His father had just stepped off the wagon when a man walking along the side of the street (where they had planned sidewalks, but had not yet constructed them) called to him and said,

“I see you are having trouble, Brother Bybee.”

“Yes”, replied the latter,

“I’m going to the temple to get someone to pull me out.”

The man waded into the mud and said to the father,

“Brother Bybee, you get by that left rear wheel and put your right shoulder under a spoke. I’ll get my left shoulder under a spoke of the right wheel.”

Then to the nine year old boy he said:

“Get your whip ready and when I say ‘Lift, we’ll lift with our shoulders, and don’t you spare the horseflesh.”

So saying, each in position, the man said “Lift.” Each did his part. The horses jumped at the sting of the whip, the wagon moved a bit, and the horses were able to keep it going. After going about a hundred feet onto dry ground the boy let the team rest. The two men caught up with the wagon and as Brother Bybee climbed up to the driver’s seat and took the reins from his son, the father called out, “Thank you, Brother Joseph.”

The boy had been greatly impressed that a prophet of the Lord, probably on his way to pay his temple tithing in labor, was not above wading in mud halfway to his knees and getting his shoulder covered with mud to help another man in distress.
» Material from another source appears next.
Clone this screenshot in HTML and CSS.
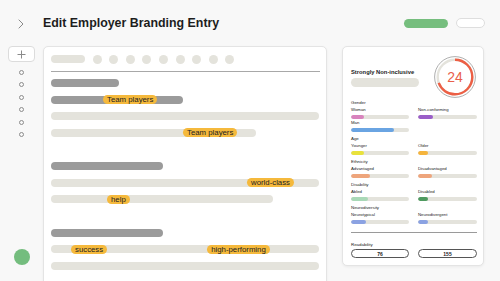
FILE: index.html
```html
<!DOCTYPE html>
<html lang="en">
<head>
<meta charset="utf-8">
<title>Edit Employer Branding Entry</title>
<link rel="stylesheet" href="styles.css">
</head>
<body>
<div class="app">
  <header class="topbar">
    <svg class="chevron" width="6" height="10" viewBox="0 0 6 10"><polyline points="0.7,0.7 5,5 0.7,9.3" fill="none" stroke="#8a8a8a" stroke-width="1"/></svg>
    <h1 class="title">Edit Employer Branding Entry</h1>
    <div class="actions">
      <span class="btn btn-primary"></span>
      <span class="btn btn-ghost"></span>
    </div>
  </header>
  <div class="content">
    <aside class="rail">
      <div class="add-btn">
        <svg width="9" height="9" viewBox="0 0 9 9"><path d="M4.5 0.5v8M0.5 4.5h8" stroke="#8a8a8a" stroke-width="1"/></svg>
      </div>
      <ul class="steps">
        <li></li><li></li><li></li><li></li><li></li><li></li>
      </ul>
      <span class="status-dot"></span>
    </aside>

    <main class="editor">
      <div class="toolbar">
        <span class="tool-pill"></span>
        <span class="tool-dot"></span><span class="tool-dot"></span><span class="tool-dot"></span>
        <span class="tool-dot"></span><span class="tool-dot"></span><span class="tool-dot"></span>
        <span class="tool-dot"></span><span class="tool-dot"></span><span class="tool-dot"></span>
      </div>
      <div class="divider"></div>
      <div class="groups">
        <div class="group">
          <div class="line dark" style="width:68px"></div>
          <div class="line dark" style="width:132px"><span class="hl" style="margin-left:52px">Team players</span></div>
          <div class="line" style="width:268px"></div>
          <div class="line" style="width:205px"><span class="hl" style="margin-left:132px">Team players</span></div>
        </div>
        <div class="group">
          <div class="line dark" style="width:112px"></div>
          <div class="line" style="width:268px"><span class="hl" style="margin-left:196px">world-class</span></div>
          <div class="line" style="width:222px"><span class="hl" style="margin-left:56px">help</span></div>
        </div>
        <div class="group">
          <div class="line dark" style="width:112px"></div>
          <div class="line" style="width:268px"><span class="hl" style="margin-left:20px">success</span><span class="hl" style="margin-left:100px">high-performing</span></div>
          <div class="line" style="width:268px"></div>
        </div>
      </div>
    </main>

    <section class="score">
      <div class="score-head">
        <div class="score-text">
          <h2 class="verdict">Strongly Non-inclusive</h2>
          <span class="verdict-pill"></span>
        </div>
        <div class="gauge">
          <svg width="42" height="42" viewBox="0 0 42 42">
            <circle cx="21" cy="21" r="20.4" fill="none" stroke="#9a9a9a" stroke-width="0.8"/>
            <circle cx="21" cy="21" r="17.3" fill="none" stroke="#e4e3dc" stroke-width="2.4"/>
            <circle class="gauge-arc" cx="21" cy="21" r="17.3" fill="none" stroke="#ec5f45" stroke-width="2.4" stroke-dasharray="75 200" transform="rotate(-90 21 21)"/>
          </svg>
          <span class="gauge-num">24</span>
        </div>
      </div>

      <div class="metrics">
        <h3 class="m-head">Gender</h3>
        <div class="m-item"><span class="m-label">Woman</span><div class="track"><span class="fill" style="width:13px;background:#d883bd"></span></div></div>
        <div class="m-item"><span class="m-label">Non-conforming</span><div class="track"><span class="fill" style="width:15px;background:#9a5ec8"></span></div></div>
        <div class="m-item"><span class="m-label">Man</span><div class="track"><span class="fill" style="width:43px;background:#6aa4e2"></span></div></div>
        <div class="m-item"></div>

        <h3 class="m-head">Age</h3>
        <div class="m-item"><span class="m-label">Younger</span><div class="track"><span class="fill" style="width:13px;background:#e9e23c"></span></div></div>
        <div class="m-item"><span class="m-label">Older</span><div class="track"><span class="fill" style="width:10px;background:#f5b43c"></span></div></div>

        <h3 class="m-head">Ethnicity</h3>
        <div class="m-item"><span class="m-label">Advantaged</span><div class="track"><span class="fill" style="width:19px;background:#eea57c"></span></div></div>
        <div class="m-item"><span class="m-label">Disadvantaged</span><div class="track"><span class="fill" style="width:14px;background:#eea57c"></span></div></div>

        <h3 class="m-head">Disability</h3>
        <div class="m-item"><span class="m-label">Abled</span><div class="track"><span class="fill" style="width:17px;background:#a9d9b7"></span></div></div>
        <div class="m-item"><span class="m-label">Disabled</span><div class="track"><span class="fill" style="width:10px;background:#4f9a60"></span></div></div>

        <h3 class="m-head">Neurodiversity</h3>
        <div class="m-item"><span class="m-label">Neurotypical</span><div class="track"><span class="fill" style="width:15px;background:#8ba2e2"></span></div></div>
        <div class="m-item"><span class="m-label">Neurodivergent</span><div class="track"><span class="fill" style="width:10px;background:#8ba2e2"></span></div></div>
      </div>

      <div class="score-divider"></div>
      <h3 class="m-head read-head">Readability</h3>
      <div class="readability">
        <span class="read-box">76</span>
        <span class="read-box">155</span>
      </div>
    </section>
  </div>
</div>
</body>
</html>
```

FILE: styles.css
```css
* { box-sizing: border-box; margin: 0; padding: 0; }
html, body { width: 500px; height: 281px; overflow: hidden; }
body {
  background: #f8f8f8;
  font-family: "Liberation Sans", Arial, sans-serif;
  color: #1d1d1d;
}
.app { display: flex; flex-direction: column; height: 281px; }

.topbar {
  height: 46px;
  display: flex;
  align-items: center;
  padding: 0 15px 0 18px;
}
.chevron { display: block; margin-right: 19px; margin-top: 1px; }
.title { font-size: 12.4px; font-weight: 700; letter-spacing: 0; }
.actions { margin-left: auto; display: flex; align-items: center; gap: 8px; }
.btn { display: block; border-radius: 6px; }
.btn-primary { width: 44px; height: 9px; background: #76be7e; }
.btn-ghost { width: 29px; height: 10px; background: #fff; border: 1px solid #dedede; }

.content { display: flex; flex: 1; min-height: 0; }

.rail {
  width: 43px;
  display: flex;
  flex-direction: column;
  align-items: center;
  padding: 0 0 16px 0;
}
.add-btn {
  width: 27px; height: 16px;
  background: #fff;
  border: 1px solid #dcdcdc;
  border-radius: 4px;
  display: flex; align-items: center; justify-content: center;
  margin-left: -1px;
}
.steps { list-style: none; display: flex; flex-direction: column; gap: 7.5px; margin-top: 7.5px; }
.steps li { width: 5px; height: 5px; border: 1px solid #8c8c8c; border-radius: 50%; }
.status-dot { margin-top: auto; width: 16px; height: 16px; border-radius: 50%; background: #74bd7e; }

.editor {
  width: 284px;
  height: 250px;
  background: #fff;
  border: 1px solid #e4e4e4;
  border-radius: 5px;
  box-shadow: 0 1px 3px rgba(0,0,0,0.05);
  padding: 7.5px 7px 0 7px;
}
.toolbar { display: flex; align-items: center; gap: 7.6px; height: 9px; }
.tool-pill { width: 34px; height: 8px; border-radius: 4px; background: #e4e3dc; }
.tool-dot { width: 9px; height: 9px; border-radius: 50%; background: #e4e3dc; }
.divider { height: 1px; background: #a8a8a8; margin: 7.5px 0 7px; width: 269px; }
.groups { display: flex; flex-direction: column; gap: 25.5px; }
.group { display: flex; flex-direction: column; gap: 8.5px; }
.line {
  height: 8px;
  border-radius: 4px;
  background: #e4e3dc;
  display: flex;
  align-items: center;
}
.line.dark { background: #9b9b9b; }
.hl {
  height: 9px;
  line-height: 9px;
  padding: 0 4px;
  border-radius: 4.5px;
  background: #f5b93c;
  color: #222;
  font-size: 7.8px;
  white-space: nowrap;
}

.score {
  width: 142px;
  height: 220px;
  margin-left: 15px;
  background: #fff;
  border: 1px solid #e4e4e4;
  border-radius: 5px;
  box-shadow: 0 1px 3px rgba(0,0,0,0.06);
  padding: 9px 7px 0 8px;
}
.score-head { display: flex; align-items: center; justify-content: space-between; height: 42px; margin-right: 0; }
.score-text { display: flex; flex-direction: column; gap: 2px; }
.verdict { font-size: 5.8px; font-weight: 700; line-height: 8px; }
.verdict-pill { width: 68px; height: 9px; border-radius: 4.5px; background: #e4e3dc; }
.gauge { position: relative; width: 42px; height: 42px; }
.gauge svg { display: block; }
.gauge-num {
  position: absolute; inset: 0;
  display: flex; align-items: center; justify-content: center;
  color: #e9604a;
  font-family: "Liberation Sans", Arial, sans-serif;
  font-size: 14px;
  font-weight: 400;
}

.metrics {
  display: grid;
  grid-template-columns: 58px 59px;
  column-gap: 9px;
  margin-top: 0.5px;
}
.m-head { grid-column: 1 / -1; font-size: 4.4px; font-weight: 400; line-height: 7px; color: #222; }
.metrics .m-head + .m-item, .metrics .m-head + .m-item + .m-item { }
.m-item { display: flex; flex-direction: column; margin-bottom: 0; }
.m-label { font-size: 4.3px; line-height: 7px; color: #222; }
.track { margin-top: 2px; height: 4px; border-radius: 2px; background: #e4e3dc; display: flex; overflow: hidden; }
.fill { display: block; height: 4px; border-radius: 2px; }
.metrics .m-head:not(:first-child) { margin-top: 3px; }
.m-item:empty { display: none; }

.score-divider { height: 1px; background: #9a9a9a; margin: 8.5px 0 0; width: 126px; }
.read-head { margin-top: 7.5px; }
.readability { display: grid; grid-template-columns: 58px 59px; column-gap: 9px; margin-top: 1.5px; }
.read-box {
  height: 9px;
  border: 1px solid #555;
  border-radius: 4.5px;
  display: flex; align-items: center; justify-content: center;
  font-size: 5px;
  font-weight: 700;
}
```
One lady related the coldness of the winter of 1842-1843 when the Mississippi was frozen over for several months. One freezing day Joseph Smith did not go to his office. Instead he remained at home to play with his children on the ice. They were sliding down the sloping lower end of Main Street near the Homestead where enough momentum could be gained to send the loaded sleigh out onto the smooth ice of the river. Joseph Smith III, Alexander, and Frederick G. were engaged in this activity. Soon other children gathered and the Prophet taught some of the older children how to slide on the soles of their shoes, balancing their bodies erectly. Others he taught how to steer the crude wooden sleighs of the day with their feet.

Another lady mentioned she had worked as a servant girl in Joseph Smith’s home. One day when the Prophet’s mother was quite ill, he remained home and nursed her all day. She mentioned that Joseph often read to his children from a special children’s magazine he had in his home.
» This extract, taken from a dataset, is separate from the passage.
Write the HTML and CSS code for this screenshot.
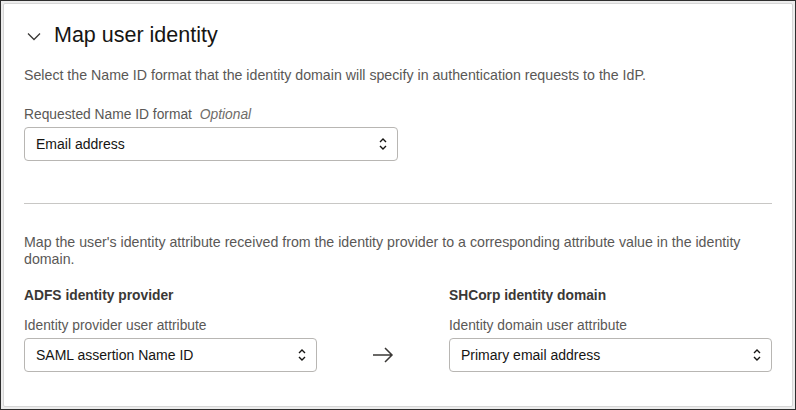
FILE: index.html
```html
<!DOCTYPE html>
<html>
<head>
<meta charset="utf-8">
<link rel="stylesheet" href="styles.css">
</head>
<body>
<div class="frame">
  <section class="panel">
    <header class="head">
      <svg class="chev" width="14" height="9" viewBox="0 0 14 9"><path d="M1 1.5 L7 7.5 L13 1.5" fill="none" stroke="#3a3836" stroke-width="1.3"/></svg>
      <h2 class="title">Map user identity</h2>
    </header>
    <p class="desc">Select the Name ID format that the identity domain will specify in authentication requests to the IdP.</p>
    <div class="field first">
      <div class="label">Requested Name ID format <span class="opt">Optional</span></div>
      <div class="select w373"><span>Email address</span><svg class="updown" width="10" height="14" viewBox="0 0 10 14"><path d="M2 5 L5 2 L8 5 M2 9 L5 12 L8 9" fill="none" stroke="#161513" stroke-width="1.4"/></svg></div>
    </div>
    <hr class="divider">
    <p class="desc two">Map the user's identity attribute received from the identity provider to a corresponding attribute value in the identity domain.</p>
    <div class="map">
      <div class="col">
        <div class="sub">ADFS identity provider</div>
        <div class="label">Identity provider user attribute</div>
        <div class="select"><span>SAML assertion Name ID</span><svg class="updown" width="10" height="14" viewBox="0 0 10 14"><path d="M2 5 L5 2 L8 5 M2 9 L5 12 L8 9" fill="none" stroke="#161513" stroke-width="1.4"/></svg></div>
      </div>
      <div class="arrowcol">
        <svg width="22" height="16" viewBox="0 0 22 16"><path d="M1 8 H20 M13 1 L20 8 L13 15" fill="none" stroke="#3a3836" stroke-width="1.5"/></svg>
      </div>
      <div class="col">
        <div class="sub">SHCorp identity domain</div>
        <div class="label">Identity domain user attribute</div>
        <div class="select"><span>Primary email address</span><svg class="updown" width="10" height="14" viewBox="0 0 10 14"><path d="M2 5 L5 2 L8 5 M2 9 L5 12 L8 9" fill="none" stroke="#161513" stroke-width="1.4"/></svg></div>
      </div>
    </div>
  </section>
</div>
</body>
</html>
```
FILE: styles.css
```css
html, body { margin: 0; padding: 0; }
body {
  width: 796px; height: 410px; overflow: hidden;
  font-family: "Liberation Sans", Arial, sans-serif;
  color: #161513;
}
.frame {
  box-sizing: border-box;
  width: 796px; height: 410px;
  border: 1px solid #2e2e2e;
  background: #ececec;
  padding: 2px;
}
.panel {
  box-sizing: border-box;
  height: 100%;
  background: #fff;
  border: 1px solid #d6d6d6;
  border-radius: 2px;
  padding: 0 20px 0 20px;
}
.head {
  display: flex; align-items: center;
  height: 62px;
}
.chev { margin-left: 3px; margin-right: 13px; margin-top: 2px; }
.title {
  margin: 0; font-weight: 400; font-size: 21.5px; color: #161513;
}
.desc {
  margin: 1px 0 0 0; font-size: 14.2px; line-height: 17px; color: #5a5856;
}
.field.first { margin-top: 22px; }
.label {
  font-size: 13.8px; line-height: 17px; color: #5a5856; margin-bottom: 4px;
}
.opt { font-style: italic; margin-left: 4px; color: #6f6c69; }
.select {
  box-sizing: border-box;
  height: 34px;
  border: 1px solid #b8b6b3;
  border-radius: 4px;
  display: flex; align-items: center; justify-content: space-between;
  padding: 0 9px 0 11px;
  font-size: 14px; color: #161513;
}
.w373 { width: 374px; }
.divider {
  border: 0; border-top: 1px solid #c8c7c5;
  margin: 42px 0 0 0;
}
.desc.two { margin-top: 30px; line-height: 16.5px; }
.map {
  display: grid;
  grid-template-columns: 293px 132px 1fr;
  margin-top: 20px;
}
.sub { font-size: 13.8px; font-weight: 700; color: #3a3836; line-height: 17px; margin-bottom: 13px; }
.arrowcol { display: flex; align-items: flex-end; justify-content: center; padding-bottom: 9px; }
```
There was a coal miner from Wales who had been converted and migrated to Nauvoo. At the time he bore his testimony he was about eighty-five years of age. He related that when he was a young married man with a child or two, he and a companion had been employed to work in an abandoned coal mine, removing small pockets of coal. One day as they were working a slab of stone fell from the ceiling and smashed their oil lamps, leaving them in total darkness perhaps a mile from the entrance to the mine. Only slightly injured by the falling stone, the two sought their way out of the mine by feeling with their feet the small iron rails on which the mine cars rolled. But there were frequent side tunnels and as they came to these switches, they tried to remember which of the side tunnels they must follow. Sometimes at such an intersection they would feel the walls of the tunnel, searching for a familiar marker which might indicate where they were.

Several times they made wrong turns: when they came to the end of a side tunnel, they had to retrace their steps back to the main tunnel and try again. At last, after much anguish of spirit and prayers to God, they chose another turn and after the tunnel itself had made a turn, they saw far ahead of them a glimmer of light. With hurried pace they soon were at the portal and saw below them the beautiful green valley where they lived.
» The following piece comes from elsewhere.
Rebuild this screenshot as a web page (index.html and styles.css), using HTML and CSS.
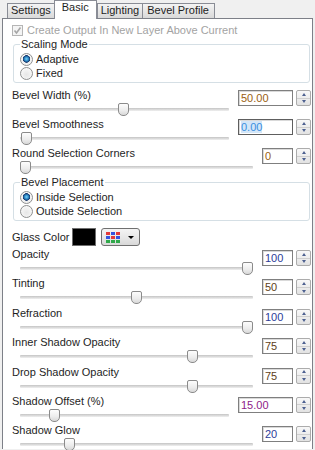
FILE: index.html
```html
<!DOCTYPE html>
<html lang="en">
  <head>
    <meta charset="UTF-8">
    <title>Glass Bevel - Basic</title>
    <link rel="stylesheet" href="styles.css">
  </head>
  <body>
    <div class="tabs">
      <div class="tab">Settings</div>
      <div class="tab tab-active">Basic</div>
      <div class="tab">Lighting</div>
      <div class="tab">Bevel Profile</div>
    </div>

    <div class="panel">
      <div class="check disabled">
        <span class="checkbox">
          <svg width="9" height="9" viewBox="0 0 9 9"><polyline points="1.5,4.5 3.5,7 7.5,1.5" fill="none" stroke="#a6a6a6" stroke-width="1.6"/></svg>
        </span>
        Create Output In New Layer Above Current
      </div>

      <fieldset class="group">
        <legend>Scaling Mode</legend>
        <div class="radio-row"><span class="radio on"></span>Adaptive</div>
        <div class="radio-row"><span class="radio"></span>Fixed</div>
      </fieldset>

      <div class="field">
        <div class="label">Bevel Width (%)</div>
        <div class="slider"><div class="track"></div><span class="thumb" style="left: 98px"></span></div>
        <div class="spin"><div class="num wide c-orange">50.00</div><div class="updown"><span class="up"></span><span class="down"></span></div></div>
      </div>
      <div class="field">
        <div class="label">Bevel Smoothness</div>
        <div class="slider"><div class="track"></div><span class="thumb" style="left: 1px"></span></div>
        <div class="spin"><div class="num wide focus"><span class="sel">0.00</span></div><div class="updown"><span class="up"></span><span class="down"></span></div></div>
      </div>
      <div class="field">
        <div class="label">Round Selection Corners</div>
        <div class="slider"><div class="track"></div><span class="thumb" style="left: 0px"></span></div>
        <div class="spin"><div class="num c-orange">0</div><div class="updown"><span class="up"></span><span class="down"></span></div></div>
      </div>

      <fieldset class="group group-placement">
        <legend>Bevel Placement</legend>
        <div class="radio-row"><span class="radio on"></span>Inside Selection</div>
        <div class="radio-row"><span class="radio"></span>Outside Selection</div>
      </fieldset>

      <div class="color-row">
        <span class="color-label">Glass Color</span>
        <span class="swatch"></span>
        <span class="picker">
          <span class="palette">
            <i class="r"></i><i class="b"></i><i class="r"></i>
            <i class="b"></i><i class="r"></i><i class="b"></i>
            <i class="g"></i><i class="g"></i><i class="g"></i>
          </span>
          <span class="caret"></span>
        </span>
      </div>

      <div class="field field-low">
        <div class="label">Opacity</div>
        <div class="slider"><div class="track"></div><span class="thumb" style="left: 222px"></span></div>
        <div class="spin"><div class="num c-blue">100</div><div class="updown"><span class="up"></span><span class="down"></span></div></div>
      </div>
      <div class="field field-low">
        <div class="label">Tinting</div>
        <div class="slider"><div class="track"></div><span class="thumb" style="left: 111px"></span></div>
        <div class="spin"><div class="num c-brown">50</div><div class="updown"><span class="up"></span><span class="down"></span></div></div>
      </div>
      <div class="field field-low">
        <div class="label">Refraction</div>
        <div class="slider"><div class="track"></div><span class="thumb" style="left: 222px"></span></div>
        <div class="spin"><div class="num c-blue">100</div><div class="updown"><span class="up"></span><span class="down"></span></div></div>
      </div>
      <div class="field field-low">
        <div class="label">Inner Shadow Opacity</div>
        <div class="slider"><div class="track"></div><span class="thumb" style="left: 167px"></span></div>
        <div class="spin"><div class="num c-brown">75</div><div class="updown"><span class="up"></span><span class="down"></span></div></div>
      </div>
      <div class="field field-low">
        <div class="label">Drop Shadow Opacity</div>
        <div class="slider"><div class="track"></div><span class="thumb" style="left: 167px"></span></div>
        <div class="spin"><div class="num c-brown">75</div><div class="updown"><span class="up"></span><span class="down"></span></div></div>
      </div>
      <div class="field field-low">
        <div class="label">Shadow Offset (%)</div>
        <div class="slider"><div class="track"></div><span class="thumb" style="left: 29px"></span></div>
        <div class="spin"><div class="num wide c-magenta">15.00</div><div class="updown"><span class="up"></span><span class="down"></span></div></div>
      </div>
      <div class="field field-low">
        <div class="label">Shadow Glow</div>
        <div class="slider"><div class="track"></div><span class="thumb" style="left: 44px"></span></div>
        <div class="spin"><div class="num c-blue">20</div><div class="updown"><span class="up"></span><span class="down"></span></div></div>
      </div>
    </div>
  </body>
</html>
```

FILE: styles.css
```css
body {
  margin: 0;
  width: 315px;
  height: 450px;
  overflow: hidden;
  background-color: #f0f0f0;
  font-family: "Liberation Sans", Arial, sans-serif;
  font-size: 11px;
  color: #1e1e1e;
}

/* tab strip */
.tabs {
  display: flex;
  align-items: flex-end;
  height: 18px;
  padding-left: 7px;
  position: relative;
  z-index: 1;
}

.tab {
  height: 14px;
  line-height: 12px;
  padding: 0 3px;
  margin-right: -1px;
  border: 1px solid #898c95;
  border-bottom: none;
  background: linear-gradient(#f4f4f4, #e6e6e6 50%, #d9d9d9);
  white-space: nowrap;
}

.tab:last-child {
  padding: 0 5px 0 4px;
}

.tab-active {
  height: 18px;
  margin: 0 0 -1px 0;
  padding: 0 7px;
  background: #ffffff;
  position: relative;
}

/* page body */
.panel {
  margin: 0 2px;
  height: 431px;
  box-sizing: border-box;
  border: 1px solid #7d8088;
  border-bottom: none;
  background-color: #ffffff;
  padding: 4px 1px 0 9px;
}

.check {
  display: flex;
  align-items: center;
  height: 14px;
  gap: 4px;
}

.disabled {
  color: #a3a3a3;
}

.checkbox {
  width: 11px;
  height: 11px;
  box-sizing: border-box;
  border: 1px solid #b5b5b5;
  background: #f4f4f4;
  display: flex;
  align-items: center;
  justify-content: center;
}

/* group boxes */
.group {
  margin: 1px 1px 0 1px;
  padding: 0 6px 2px 6px;
  border: 1px solid #d5dfe5;
  border-radius: 3px;
}

.group legend {
  padding: 0 1px;
  line-height: 12px;
  margin-bottom: 2px;
}

.group-placement {
  margin-top: 1px;
}

.radio-row {
  display: flex;
  align-items: center;
  gap: 3px;
  height: 14px;
}

.radio {
  width: 13px;
  height: 13px;
  box-sizing: border-box;
  border-radius: 50%;
  border: 1px solid #8e8f8f;
  background: radial-gradient(circle at 50% 60%, #e6e6e6, #f7f7f7 70%);
}

.radio.on {
  background:
    radial-gradient(circle at 50% 45%, #7fd0f5 0, #2a8ac8 2px, #16356a 3.5px, transparent 4px),
    radial-gradient(circle at 50% 60%, #e6e6e6, #f7f7f7 70%);
}

/* slider rows */
.field {
  display: grid;
  grid-template-columns: 1fr auto;
  grid-template-rows: 14px 15px;
  height: 29px;
}

.field:first-of-type,
.group + .field {
  margin-top: 5px;
}

.field-low {
  height: 29.4px;
}

.label {
  grid-column: 1;
  grid-row: 1;
  line-height: 14px;
  white-space: nowrap;
}

.slider {
  grid-column: 1;
  grid-row: 2;
  position: relative;
  margin: 0 9px 0 8px;
}

.track {
  margin-top: 6px;
  height: 3px;
  background: linear-gradient(#c4c4c4, #dedede 60%, #f0f0f0);
  border-radius: 1px;
}

.thumb {
  position: absolute;
  top: 1px;
  width: 11px;
  height: 13px;
  box-sizing: border-box;
  border: 1px solid #8b8b8b;
  border-radius: 2px 2px 5px 5px;
  background: linear-gradient(#fdfdfd, #ececec 60%, #d8d8d8);
}

.spin {
  grid-column: 2;
  grid-row: 1 / 3;
  align-self: start;
  margin-top: 2px;
  display: flex;
  gap: 3px;
}

.field-low .spin {
  margin-top: 3px;
}

.num {
  width: 31px;
  height: 16px;
  box-sizing: border-box;
  border: 1px solid #7f7f7f;
  box-shadow: inset 1px 1px 0 #d9d9d9;
  background: #ffffff;
  padding-left: 2px;
  line-height: 14px;
}

.num.wide {
  width: 55px;
}

.num.focus {
  border-color: #5e5e5e;
}

.sel {
  background: #d3e6f8;
  color: #3a8fe0;
}

.c-orange { color: #9a5e12; }
.c-blue { color: #2c3c98; }
.c-brown { color: #5e3e18; }
.c-magenta { color: #8e1a88; }

.updown {
  width: 15px;
  height: 16px;
  box-sizing: border-box;
  border: 1px solid #acacac;
  border-radius: 2px;
  background: linear-gradient(#f8f8f8, #e2e2e2);
  display: flex;
  flex-direction: column;
}

.updown span {
  flex: 1;
  display: flex;
  align-items: center;
  justify-content: center;
}

.updown .down {
  border-top: 1px solid #cfcfcf;
}

.updown .up::before,
.updown .down::before {
  content: "";
  border-left: 2.5px solid transparent;
  border-right: 2.5px solid transparent;
}

.updown .up::before {
  border-bottom: 3px solid #4d6090;
}

.updown .down::before {
  border-top: 3px solid #4d6090;
}

/* glass colour */
.color-row {
  display: flex;
  align-items: center;
  height: 18px;
  margin: 7px 0 1px 0;
}

.color-label {
  width: 60px;
}

.swatch {
  width: 24px;
  height: 18px;
  box-sizing: border-box;
  border: 1px solid #6e6e6e;
  background: #000000;
}

.picker {
  margin-left: 5px;
  width: 39px;
  height: 18px;
  box-sizing: border-box;
  border: 1px solid #707070;
  border-radius: 3px;
  background: linear-gradient(#f4f4f4, #e8e8e8 50%, #d8d8d8);
  display: flex;
  align-items: center;
  padding-left: 4px;
  gap: 8px;
}

.palette {
  display: grid;
  grid-template-columns: repeat(3, 4px);
  grid-auto-rows: 3px;
  gap: 1px;
}

.palette i { display: block; }
.palette .r { background: #e33a3a; }
.palette .b { background: #3453e0; }
.palette .g { background: #2fa84a; }

.caret {
  border-left: 3px solid transparent;
  border-right: 3px solid transparent;
  border-top: 3px solid #000000;
}
```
Then this aged man made a comparison. He had been a member of one of the Protestant churches, had become disillusioned when he read his Bible and found his church neither preached nor practiced many things which characterized the early church. He compared his searching for a truly Christian church to the time he was groping in the mine trying to find his way out into his home valley. Then two Mormon missionaries came to his village and held a meeting on the public square as they could not use the local chapel. He and his wife heard the message, accepted the gospel, and migrated to Nauvoo. They attended meetings in the grove and heard Joseph Smith explain the restored gospel. He labored on the temple, and he and his wife received their endowments and were sealed for eternity. The religious and spiritual teachings of Joseph Smith’s restoration had produced a world as strikingly wonderful and soul-satisfying as the sunlit valley they saw from the entrance of the mine. He had experienced a spiritual rebirth. He now knew the true nature of God, his Son Jesus Christ, and the Holy Ghost. He had learned who he was–a spirit begotten by his Heavenly Father, and now clothed temporarily in a mortal tabernacle, bequeathed to him by his earthly father and mother. He understood his relationship to the eternities, to his earthly parents, and also his heirship to his Eternal Father. He had learned the doctrine of free agency, which had enabled him to throw off the shackles of predestinarianism and salvation by election. Priesthood had come to mean a power granted by God whereby he could become a blessing to himself, his wife, his family, the Church, and all mankind. And so he enumerated what the gospel light revealed through “Brother Joseph” had done for him. He had received a testimony of who was to succeed Joseph Smith by a miracle in the grove when he saw and heard Brigham Young preach and his voice sounded as the voice of Joseph Smith. So he had followed Brigham Young and the Twelve into the Salt Lake Valley. Here he had built a house of his own on land which he owned–something he never could have done in Wales–and had raised a good family of faithful Latter-day Saint children and had many grandchildren and great-grandchildren. As with David of old he could exclaim, “My cup runneth over.”

Month after month I heard such incidents related–how Joseph Smith visited unannounced in the homes, had children sit on his lap as he told them stories, admonished them to be honest, to love and obey their parents, not to quarrel with each other, and to be helpful to those who were sick or in need. They related his eagerness to arm-wrestle, pull sticks, or participate in other contemporary games of physical prowess. They recalled how “The Prophet” dropped by their homes at mealtime, ate with the family and kept a lively conversation going, or how some of them had been guests at his table with Emma Smith as hostess.

Such were the components of my first meaningful introduction to Joseph Smith–a very human being, engaged in doing the kinds of things which would appeal to children, young people, and those of mature years and thinking. I’m certain these Old Nauvooers bore testimonies to the divinity of Joseph Smith’s work as a spiritual leader. Although I was not old enough at that time to understand the meaning of abstract faith and principles of the gospel, I did learn to love and admire him, as many of those testimony-bearing Saints of my childhood years had done, as a very much alive and alert and loveable and human person.